Peu importe qu’on aille aux demi-finales, ou même en finale, ce que tout un peuple appelle de ses vœux, bien entendu,- l’espoir est toujours permis pour qui veut atteindre le ciel étoilé du rêve –  ou se contenter de cet exploit inespéré, le but est plus qu’atteint. Walid Regragui nous a montré le chemin.

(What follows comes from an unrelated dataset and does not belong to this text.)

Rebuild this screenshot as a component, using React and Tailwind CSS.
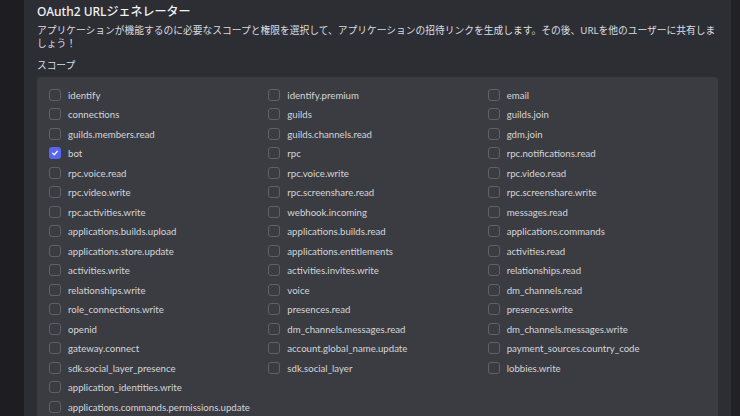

Relever la tête, non pas par arrogance et forfanterie – tout le monde a pu remarquer son humilité et son humour décapant – mais par un travail intelligent, des stratégies efficientes, de la bonhomie mêlée de fermeté et de sérieux, des qualités qui n’ont pas manqué de déteindre sur tous les joueurs choisis parmi les plus talentueux et les plus performants de nos footballeurs dont Soufiane Lamrabet, cette cheville ouvrière infatigable, Hakim Ziyech, feu follet irascible au pied et au cœur en or , Achraf Hakimi, infaillible et somptueux, une charnière défensive infranchissable composée de Messieurs Naïef Aguerd, Roman Saïss et l’unique, l’immense, l’incomparable Bounou au regard flegmatique mais perspicace et tueur, Ennsiry parfois flamboyant et décisif et d’autres fois brillant par son absence (peu importe le génie est ainsi), Mazraoui, Boufal, Ounahi, Amallah, Ezzelzouli  et tous les autres ; 26 fauves insatiables de l’Atlas, en attendant le succulent Amine Harit pour lequel nous souhaitons un prompt rétablissement car il aurait ajouté de l’excellence à l’excellence.